Elle raconte avoir appris, il y a 24 h, que son fils ne pourrait pas séjourner à l'internat de l'IME ce mercredi soir, comme il en a l'habitude. "Il n'y pas suffisamment de professionnels pour qu'il puisse rester, déplore-t-elle. Alors, on n'a pas le choix. On subit et on ne peut pas faire autrement. On doit trouver des solutions de dernière minute pour nous organiser, mon fils ne comprend plus ce qui se passe, cela provoque de l'inquiétude et le déstabilise aussi".
"Perte de sens"
Yannick Arzel pointe "le manque d'attractivité" du secteur médico-social, "délaissé par les pouvoirs publics depuis une quinzaine d'années". Des salaires revalorisés de 0,02 centimes du point en 2021, c'est peu. "C'est clair que ça n'attire pas, constate Fabien Huguet, délégué syndical CGT aux Genêts d'Or. Cela fait un moment qu'on interpelle la direction, l'Agence régionale de santé, le Conseil départemental sur ces questions de salaires et sur nos conditions de travail".
Cet éducateur spécialisé évoque "la perte de sens" dans son métier et se demande parfois s'il ne va pas finir par claquer la porte. "C'est une idée qui me traverse et qui traverse mes collègues, confie-t-il. Il y a des démissions, des arrêts pour épuisement.
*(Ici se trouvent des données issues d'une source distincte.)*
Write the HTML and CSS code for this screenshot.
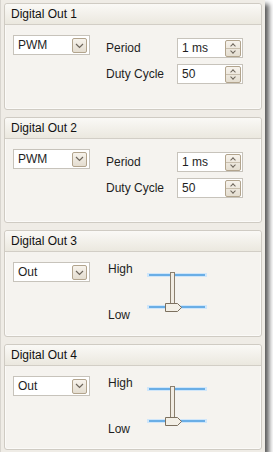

Est-ce que le jeu en vaut encore la chandelle vu comment nos qualités professionnelles se retrouvent bradées ? Je ne sais plus. Dans le foyer où je travaille, les remplacements sont assurés par des accompagnants non-qualifiés qui s'occupent des soins des résidents, de l'habillage, des repas, des médicaments".
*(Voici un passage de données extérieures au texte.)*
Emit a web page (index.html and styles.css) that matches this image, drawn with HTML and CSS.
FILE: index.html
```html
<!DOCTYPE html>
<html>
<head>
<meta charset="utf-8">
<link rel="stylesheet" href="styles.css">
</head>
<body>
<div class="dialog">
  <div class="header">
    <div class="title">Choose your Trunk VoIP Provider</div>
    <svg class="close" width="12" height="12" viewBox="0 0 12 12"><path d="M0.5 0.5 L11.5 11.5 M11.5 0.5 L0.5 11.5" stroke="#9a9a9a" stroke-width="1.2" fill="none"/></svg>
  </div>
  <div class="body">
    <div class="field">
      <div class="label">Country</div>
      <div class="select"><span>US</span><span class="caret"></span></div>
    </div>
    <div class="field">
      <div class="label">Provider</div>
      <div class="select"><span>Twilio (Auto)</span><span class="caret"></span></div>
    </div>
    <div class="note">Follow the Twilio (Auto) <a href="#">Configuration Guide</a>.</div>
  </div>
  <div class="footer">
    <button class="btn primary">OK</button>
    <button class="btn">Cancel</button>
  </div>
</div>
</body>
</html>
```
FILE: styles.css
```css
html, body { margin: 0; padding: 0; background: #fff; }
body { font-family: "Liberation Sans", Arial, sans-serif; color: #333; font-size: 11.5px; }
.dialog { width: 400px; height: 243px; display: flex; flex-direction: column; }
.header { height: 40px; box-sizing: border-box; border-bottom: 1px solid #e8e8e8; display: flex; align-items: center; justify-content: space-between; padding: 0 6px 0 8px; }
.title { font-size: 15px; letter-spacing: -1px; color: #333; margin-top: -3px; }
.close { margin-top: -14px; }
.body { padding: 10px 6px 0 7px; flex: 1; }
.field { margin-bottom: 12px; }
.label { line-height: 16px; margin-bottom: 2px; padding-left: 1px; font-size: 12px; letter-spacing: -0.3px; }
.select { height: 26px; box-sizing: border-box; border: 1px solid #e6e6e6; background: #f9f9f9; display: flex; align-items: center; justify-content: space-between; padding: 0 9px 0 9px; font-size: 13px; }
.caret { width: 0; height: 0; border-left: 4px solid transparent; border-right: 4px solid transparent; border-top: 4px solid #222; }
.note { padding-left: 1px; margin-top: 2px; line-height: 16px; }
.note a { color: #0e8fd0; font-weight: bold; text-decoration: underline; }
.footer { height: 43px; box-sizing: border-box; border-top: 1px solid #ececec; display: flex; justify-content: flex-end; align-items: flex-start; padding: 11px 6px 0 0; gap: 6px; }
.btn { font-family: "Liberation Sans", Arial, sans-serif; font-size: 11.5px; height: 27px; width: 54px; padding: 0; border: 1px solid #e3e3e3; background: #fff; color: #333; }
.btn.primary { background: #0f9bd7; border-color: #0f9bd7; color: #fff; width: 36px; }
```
Mettre une rustine ici et là, on ne peut pas s'en contenter
Fabien Huguet, délégué syndical Genêts d'Or
Fabien Huguet alerte sur "la dégradation de la prise en charge des personnes handicapées", faute de moyens. "Mettre une rustine ici et là, on ne peut pas s'en contenter" affirme le syndicaliste.
Les 183 euros de prime Ségur ? "Ça ne va pas résoudre les problèmes de recrutement sur le long terme" analyse-t-il. Une prime que tous les salariés ne toucheront pas, puisque certains en sont écartés. Le Conseil départemental financera ces 183 euros "dès que les décrets indiquant qui doit les percevoir seront sortis, précise Maël de Calan, le président du Département du Finistère. Cela constituera un investissement global de 9 millions d'euros, dont 3 millions à la charge du Conseil départemental".
"Aidez-nous"
40 à 50 postes sont actuellement vacants aux Genêts d'Or, selon la direction qui indique avoir recours aux intérimaires "qualifiés". Pourquoi ne sont-ils pas embauchés ? "Parce que l'intérim est plus avantageux qu'un CDI" reconnaît Yannick Arzel.
Le directeur général de l'association aimerait "que l'on parle positivement de ce qui se fait dans les différentes structures d'accueil", "des métiers passionnants" qu'elles abritent, mais la réalité des salaires et de l'organisation de travail tendue ne peut être balayée d'un geste de la main.
Pour sa part, Maël de Calan, qui a dévoilé, en mars dernier, son plan pour le handicap avec, notamment, la création de 542 places en foyers de vie pour les jeunes adultes à partir de 20 ans, annonce avoir "autorisé le cumul entre RSA et salaire d'activité pendant trois mois pour inciter les 17.000 allocataires à aller travailler dans le secteur médico-social cet été".
Le collectif des parents de l'IME 29 a, de son côté, pris le taureau par les cornes et sonné l'alerte dans un courrier adressé au président du Département du Finistère. "Les associations comme les Genêts d'Or ont du mal à recruter, les familles sont désespérées, est-il écrit. Aidez-nous à faire comprendre au gouvernement qu'une grande nation prend soin de ses sujets les plus faibles, aidez-nous à motiver les jeunes à choisir le médico-social".
Une autre lettre est en cours de rédaction. A destination, celle-là, d'Emmanuel et Brigitte Macron.